Free Commentary

By: Dan Hueber –

After all the various conflicting stories and chopping back and forth, it would appear that this will have turned out to be a decent week for the grain markets and a bit lackluster but not devastating for beans. If we were to close right now, July wheat would have gained just over 12-cents, July corn is up 3-cents and November beans down around 6-cents.  A rational mind could deduce that planting delays in corn and less than desirable conditions on wheat growing areas would be providing support in those markets while the great harvest pace/size in South American as well as concerns about the potentially large US acreage weighed on the beans.  That said, using the term “rational mind” in reference to market action would come across as an oxymoron.

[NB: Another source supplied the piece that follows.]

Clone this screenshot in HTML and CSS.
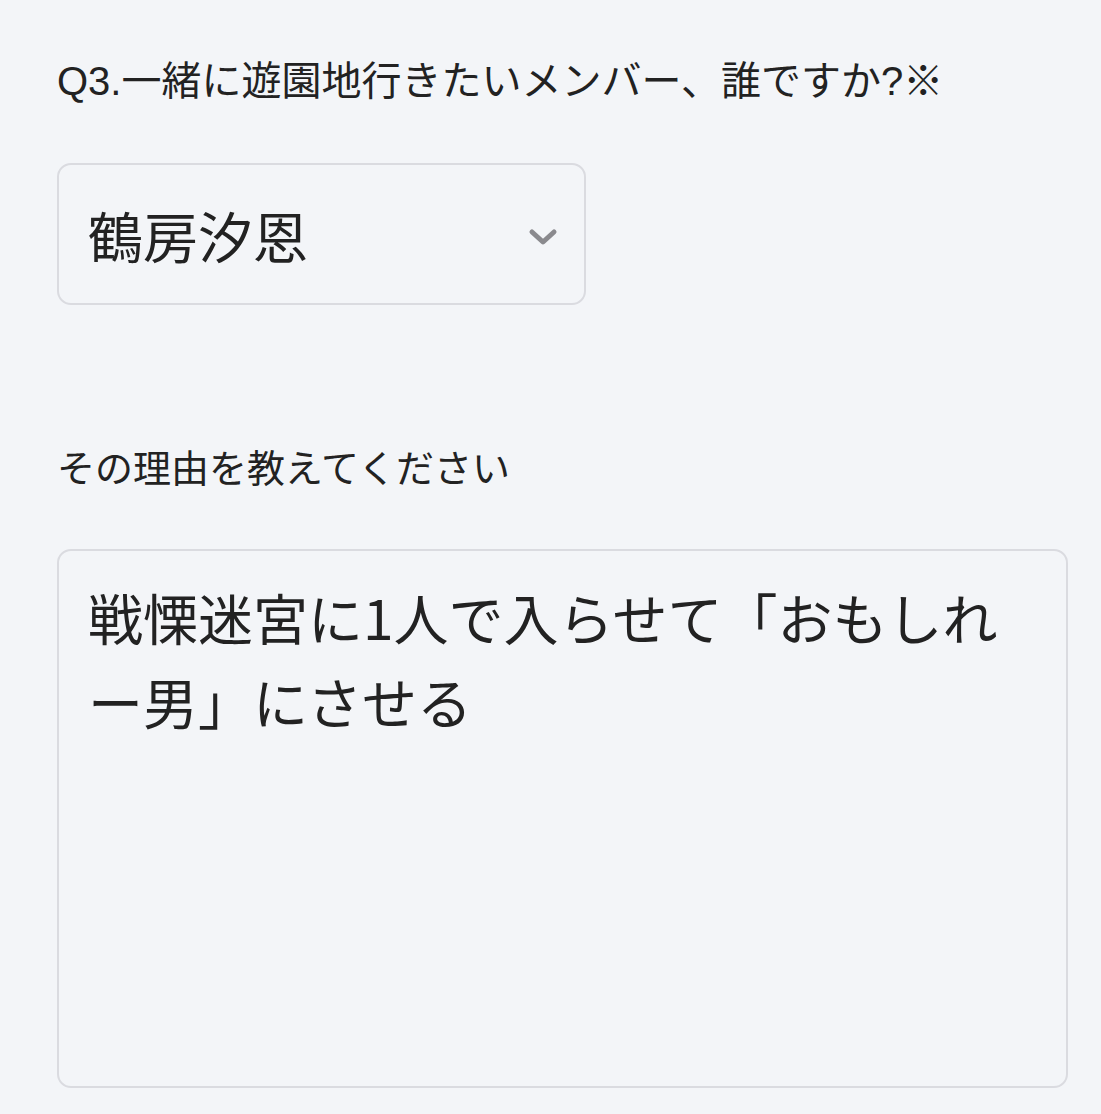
FILE: index.html
```html
<!DOCTYPE html>
<html lang="ja">
<head>
  <meta charset="utf-8">
  <title>アンケート</title>
  <link rel="stylesheet" href="styles.css">
</head>
<body>
  <div class="form">
    <p class="question">Q3.一緒に遊園地行きたいメンバー、誰ですか?※</p>

    <div class="select">
      <span class="select-value">鶴房汐恩</span>
      <svg class="chevron" width="30" height="20" viewBox="0 0 30 20">
        <polyline points="4,5 15,15 26,5" fill="none" stroke="#8a8a8e" stroke-width="5" stroke-linecap="round" stroke-linejoin="round"/>
      </svg>
    </div>

    <p class="label">その理由を教えてください</p>

    <textarea class="answer" readonly>戦慄迷宮に1人で入らせて「おもしれー男」にさせる</textarea>
  </div>
</body>
</html>
```

FILE: styles.css
```css
body {
  margin: 0;
  background-color: #f3f5f8;
  font-family: "Liberation Sans", "Noto Sans CJK JP", sans-serif;
  color: #222222;
}
.form {
  display: flex;
  flex-direction: column;
  align-items: flex-start;
  padding: 51px 33px 26px 57px;
}
.question {
  margin: 0;
  font-size: 40px;
  line-height: 60px;
}
.select {
  margin-top: 52px;
  width: 529px;
  height: 142px;
  box-sizing: border-box;
  border: 2px solid #dadbe0;
  border-radius: 14px;
  display: flex;
  align-items: center;
  justify-content: space-between;
  padding: 0 26px 0 29px;
}
.select-value {
  font-family: "Noto Sans CJK JP", sans-serif;
  font-size: 55px;
  line-height: 1;
}
.chevron {
  margin-top: 6px;
}
.label {
  margin: 136px 0 0;
  font-size: 38px;
  line-height: 56px;
}
.answer {
  margin-top: 52px;
  width: 100%;
  height: 539px;
  box-sizing: border-box;
  border: 2px solid #dadbe0;
  border-radius: 14px;
  background-color: #f3f5f8;
  padding: 23px 30px 20px 29px;
  font-family: "Noto Sans CJK JP", sans-serif;
  font-size: 55px;
  line-height: 84px;
  color: #222222;
  resize: none;
  outline: none;
  overflow: hidden;
}
```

I did come across a story overnight concerning growing consumer resistance to a GMO product that was a bit disconcerting.  Of course, you are probably thinking, on no, not another misinformed Whole Foods customer with more disposable income than sense and while there are some truisms in that thought, this time it is on the other side of the globe; China.  China is the world’s largest consumer of soybean oil, using around 16 MMT last year of which the majority is processed from beans imported from North and South America.  Where the story sounds familiar is that in spite of assurances from the Chinese government that GM products pose no health risks, wealthy urban consumers are leery and have been shifting over the alternative oils such as sunflower, peanut of sesame.  Soy oil sales were down 1% last year while sales of the competing products rose 2 to 6%.  It would appear that consumer education is needed in China just as much as it is here in the United States

Cold temperatures, rain, and snow appears to be on tap for many regions of the country for the weekend, which should heighten concerns of move weather more front and center into the psychology of the market.  Seeing that the calendar will roll into March at the beginning of next week, the planting updates could carry a bit more weight.

Do note that unless we witness a big reversal late in the day, the U.S. Dollar appears to be on track to posted the lowest weekly close since the election.  Seeing the lowest first quarter GDP in three years, just .7%, this morning was quite disappointing.  It would appear that a close now below 98.50 would potentially accelerate the swing lower.